Athena Setup

Overview

AWS Athena is a Serverless query service used to analyze large volumes of data stored in S3.

Data in Athena is searchable via ANSI SQL and powered by Presto.

StreamAlert uses AWS Athena for historical searching of:

  • Generated alerts from StreamAlert (currently supported)
  • All incoming Data sent to StreamAlert (coming soon)

This works by:

  • Creating a streamalert Athena database
  • Creating Athena tables to read S3 data
  • Using a Lambda function to periodically refresh Athena to make the data searchable

Concepts

Getting Started

To get started with Athena, run the following commands:

$ python manage.py athena init
$ python manage.py athena enable

This will initialize and enable the configuration for StreamAlert’s usage of Athena.

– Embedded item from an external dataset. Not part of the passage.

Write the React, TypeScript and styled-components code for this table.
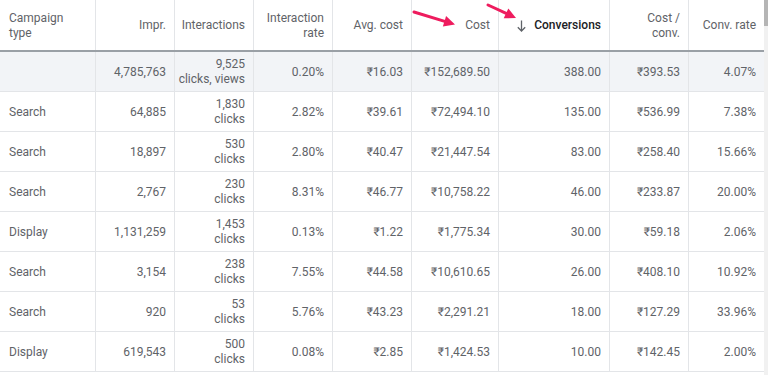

Next, create the streamalert database:

$ python manage.py athena create-db

Create the alerts table for searching generated StreamAlerts:

$ python manage.py athena create-table --type alerts --bucket <s3.bucket.id.goes.here>

Create tables for data sent to StreamAlert:

$ python manage.py athena create-table \
  --type data \
  --bucket <prefix>.streamalert.data \
  --refresh_type add_hive_partition \
  --table_name <log_name>

Note: The log name above is representative of an enabled log source to your StreamAlert deployment.

For example, if you have ‘cloudwatch’ in your sources, you would want to create tables for all possible subtypes. This includes cloudwatch_events and cloudwatch_flow_logs. Also notice that : is substituted with _; this is due to Hive limitations on table names.

Repeat this process for all relevant data tables in your deployment.